**SUPPLIED DATA:**
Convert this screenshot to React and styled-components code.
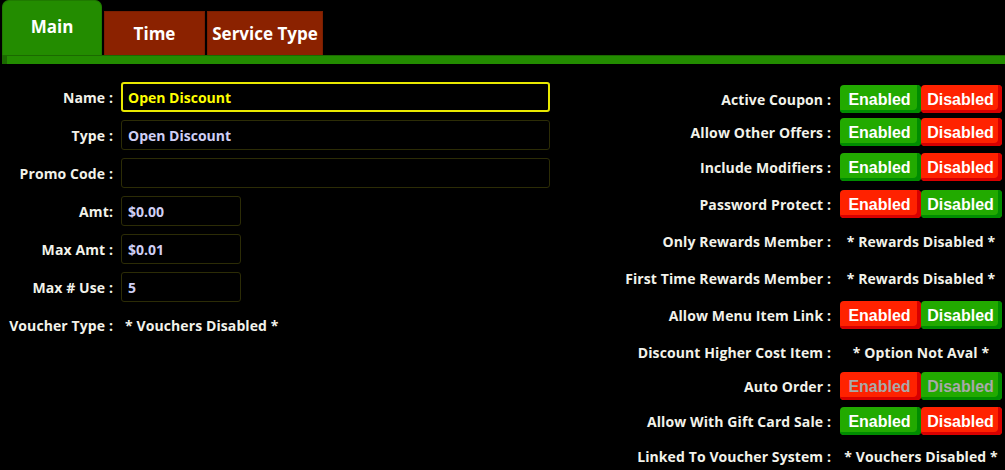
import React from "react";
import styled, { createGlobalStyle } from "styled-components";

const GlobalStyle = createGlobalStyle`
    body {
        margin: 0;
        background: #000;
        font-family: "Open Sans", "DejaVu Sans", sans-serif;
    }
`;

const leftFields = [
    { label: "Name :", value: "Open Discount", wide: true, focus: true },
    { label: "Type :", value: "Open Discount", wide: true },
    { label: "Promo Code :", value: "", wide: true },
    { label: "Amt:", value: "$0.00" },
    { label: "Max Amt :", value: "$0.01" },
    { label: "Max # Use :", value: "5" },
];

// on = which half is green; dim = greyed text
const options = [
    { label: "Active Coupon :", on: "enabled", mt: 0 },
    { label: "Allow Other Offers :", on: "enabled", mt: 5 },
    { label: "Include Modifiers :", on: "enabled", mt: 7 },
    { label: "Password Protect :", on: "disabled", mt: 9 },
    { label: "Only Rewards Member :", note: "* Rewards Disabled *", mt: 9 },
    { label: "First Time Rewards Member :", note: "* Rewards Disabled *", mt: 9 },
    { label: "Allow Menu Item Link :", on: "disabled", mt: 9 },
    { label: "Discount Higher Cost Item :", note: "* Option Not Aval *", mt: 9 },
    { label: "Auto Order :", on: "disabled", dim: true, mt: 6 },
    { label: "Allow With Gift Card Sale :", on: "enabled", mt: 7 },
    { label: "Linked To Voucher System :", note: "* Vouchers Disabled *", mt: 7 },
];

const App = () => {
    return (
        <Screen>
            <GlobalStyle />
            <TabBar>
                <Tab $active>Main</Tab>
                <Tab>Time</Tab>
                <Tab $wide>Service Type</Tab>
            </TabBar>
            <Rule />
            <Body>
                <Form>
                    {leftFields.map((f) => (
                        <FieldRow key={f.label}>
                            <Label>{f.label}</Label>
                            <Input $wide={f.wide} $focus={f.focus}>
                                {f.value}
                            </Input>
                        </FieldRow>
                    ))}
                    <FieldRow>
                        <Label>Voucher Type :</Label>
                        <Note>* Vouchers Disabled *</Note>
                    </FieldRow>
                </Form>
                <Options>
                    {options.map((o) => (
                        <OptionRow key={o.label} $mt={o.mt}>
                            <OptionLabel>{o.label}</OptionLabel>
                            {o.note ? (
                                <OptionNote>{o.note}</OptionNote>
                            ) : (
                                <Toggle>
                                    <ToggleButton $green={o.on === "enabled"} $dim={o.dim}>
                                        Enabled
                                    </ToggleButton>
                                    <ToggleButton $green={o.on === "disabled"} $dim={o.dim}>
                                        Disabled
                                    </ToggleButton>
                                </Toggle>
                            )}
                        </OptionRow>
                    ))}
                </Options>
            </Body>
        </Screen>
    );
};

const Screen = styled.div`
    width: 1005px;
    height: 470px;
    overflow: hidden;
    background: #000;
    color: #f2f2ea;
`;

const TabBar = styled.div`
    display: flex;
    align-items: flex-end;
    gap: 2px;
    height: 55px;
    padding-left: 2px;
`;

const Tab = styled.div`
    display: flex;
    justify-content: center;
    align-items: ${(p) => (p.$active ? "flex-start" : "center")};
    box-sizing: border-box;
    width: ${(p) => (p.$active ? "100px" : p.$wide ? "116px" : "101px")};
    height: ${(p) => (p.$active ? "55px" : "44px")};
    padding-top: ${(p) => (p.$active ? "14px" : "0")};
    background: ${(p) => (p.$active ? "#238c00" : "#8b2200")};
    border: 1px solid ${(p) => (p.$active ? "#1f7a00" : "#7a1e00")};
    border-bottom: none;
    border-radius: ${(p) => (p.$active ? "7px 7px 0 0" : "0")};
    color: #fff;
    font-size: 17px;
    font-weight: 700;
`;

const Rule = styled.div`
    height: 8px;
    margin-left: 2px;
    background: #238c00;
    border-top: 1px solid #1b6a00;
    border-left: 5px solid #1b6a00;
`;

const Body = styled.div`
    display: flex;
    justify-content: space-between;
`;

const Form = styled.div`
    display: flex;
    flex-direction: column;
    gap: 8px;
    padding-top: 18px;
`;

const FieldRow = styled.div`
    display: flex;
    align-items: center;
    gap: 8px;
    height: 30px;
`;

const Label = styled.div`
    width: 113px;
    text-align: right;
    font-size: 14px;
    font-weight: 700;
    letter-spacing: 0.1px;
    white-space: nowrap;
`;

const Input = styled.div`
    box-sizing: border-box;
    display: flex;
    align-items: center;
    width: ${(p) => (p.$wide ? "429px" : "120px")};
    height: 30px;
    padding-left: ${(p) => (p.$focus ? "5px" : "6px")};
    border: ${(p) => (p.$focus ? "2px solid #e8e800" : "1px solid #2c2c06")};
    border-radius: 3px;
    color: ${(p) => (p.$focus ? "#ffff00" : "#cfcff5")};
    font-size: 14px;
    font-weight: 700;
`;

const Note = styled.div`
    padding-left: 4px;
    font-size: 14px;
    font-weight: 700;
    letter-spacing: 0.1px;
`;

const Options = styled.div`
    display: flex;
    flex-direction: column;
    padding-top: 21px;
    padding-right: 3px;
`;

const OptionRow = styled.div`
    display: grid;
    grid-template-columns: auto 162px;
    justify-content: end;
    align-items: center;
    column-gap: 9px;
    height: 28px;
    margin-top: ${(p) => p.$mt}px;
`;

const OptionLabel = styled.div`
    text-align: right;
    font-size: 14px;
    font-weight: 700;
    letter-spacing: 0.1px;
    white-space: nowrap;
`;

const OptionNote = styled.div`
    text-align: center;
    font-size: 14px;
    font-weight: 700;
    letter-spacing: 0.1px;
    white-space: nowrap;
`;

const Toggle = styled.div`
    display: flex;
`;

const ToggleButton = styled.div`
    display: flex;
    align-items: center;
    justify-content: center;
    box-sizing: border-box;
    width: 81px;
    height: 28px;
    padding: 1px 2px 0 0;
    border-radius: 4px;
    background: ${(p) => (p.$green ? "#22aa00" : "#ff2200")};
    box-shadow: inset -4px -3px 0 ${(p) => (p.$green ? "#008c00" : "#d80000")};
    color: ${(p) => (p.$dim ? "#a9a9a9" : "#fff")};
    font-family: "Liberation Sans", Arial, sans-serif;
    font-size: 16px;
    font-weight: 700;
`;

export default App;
==
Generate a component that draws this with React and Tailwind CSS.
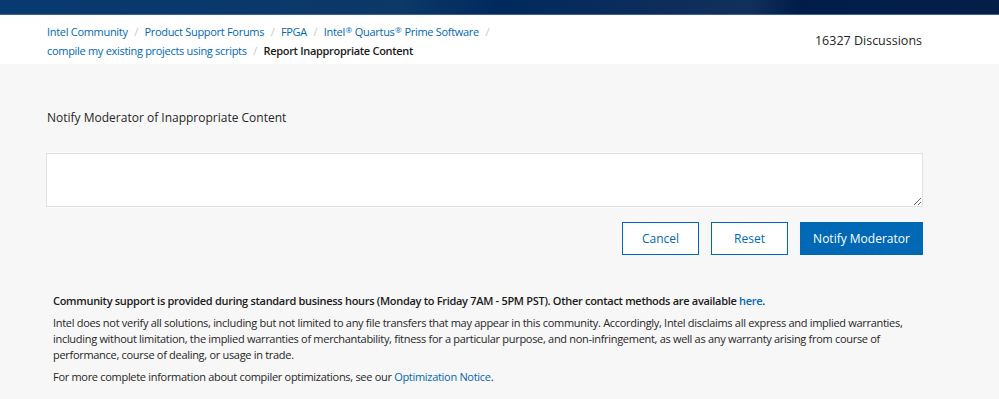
...
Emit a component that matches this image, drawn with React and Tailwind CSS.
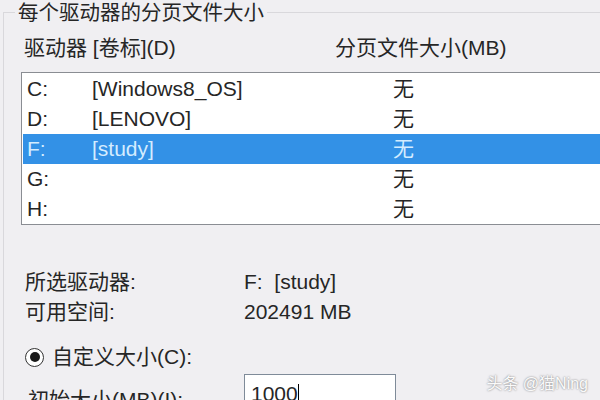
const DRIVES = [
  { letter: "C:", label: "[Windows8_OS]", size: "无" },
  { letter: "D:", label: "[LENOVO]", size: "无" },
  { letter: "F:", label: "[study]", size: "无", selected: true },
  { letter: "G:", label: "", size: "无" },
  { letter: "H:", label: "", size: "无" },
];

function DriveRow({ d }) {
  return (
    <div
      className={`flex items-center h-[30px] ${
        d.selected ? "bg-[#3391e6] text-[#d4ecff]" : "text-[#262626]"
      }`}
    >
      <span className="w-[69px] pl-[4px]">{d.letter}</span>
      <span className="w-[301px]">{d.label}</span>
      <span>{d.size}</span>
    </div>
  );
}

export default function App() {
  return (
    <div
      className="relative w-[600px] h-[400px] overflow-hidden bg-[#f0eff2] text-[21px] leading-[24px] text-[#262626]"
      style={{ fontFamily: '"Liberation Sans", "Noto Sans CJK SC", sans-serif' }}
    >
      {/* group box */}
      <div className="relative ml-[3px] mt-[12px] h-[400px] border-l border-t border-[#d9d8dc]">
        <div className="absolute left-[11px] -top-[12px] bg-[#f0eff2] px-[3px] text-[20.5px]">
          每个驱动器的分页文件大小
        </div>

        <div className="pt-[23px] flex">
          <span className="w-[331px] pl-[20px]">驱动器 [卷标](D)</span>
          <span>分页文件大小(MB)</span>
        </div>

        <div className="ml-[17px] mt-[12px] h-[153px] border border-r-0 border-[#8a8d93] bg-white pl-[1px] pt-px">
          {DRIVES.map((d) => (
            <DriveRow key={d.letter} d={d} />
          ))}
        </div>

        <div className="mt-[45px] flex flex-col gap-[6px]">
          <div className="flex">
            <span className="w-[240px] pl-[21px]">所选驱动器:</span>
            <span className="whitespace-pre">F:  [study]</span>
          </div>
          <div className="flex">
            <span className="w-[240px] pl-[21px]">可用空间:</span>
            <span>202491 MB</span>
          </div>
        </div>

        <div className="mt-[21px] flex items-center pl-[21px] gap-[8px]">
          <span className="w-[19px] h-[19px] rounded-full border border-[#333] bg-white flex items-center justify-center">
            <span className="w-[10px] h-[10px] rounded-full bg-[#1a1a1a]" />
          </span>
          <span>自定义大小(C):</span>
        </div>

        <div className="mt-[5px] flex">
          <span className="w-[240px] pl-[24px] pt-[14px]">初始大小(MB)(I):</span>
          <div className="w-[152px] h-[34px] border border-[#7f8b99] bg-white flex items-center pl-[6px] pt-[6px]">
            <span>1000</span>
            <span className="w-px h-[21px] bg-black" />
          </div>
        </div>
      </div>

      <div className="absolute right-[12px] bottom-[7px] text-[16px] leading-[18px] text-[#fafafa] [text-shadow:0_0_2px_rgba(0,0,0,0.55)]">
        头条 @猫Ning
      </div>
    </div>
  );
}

**WRITTEN REQUEST:**
Take every line from the records above that has the word "components" and copy it.

**RESULT OF THIS EXERCISE:**
Convert this screenshot to React and styled-components code.
import styled, { createGlobalStyle } from "styled-components";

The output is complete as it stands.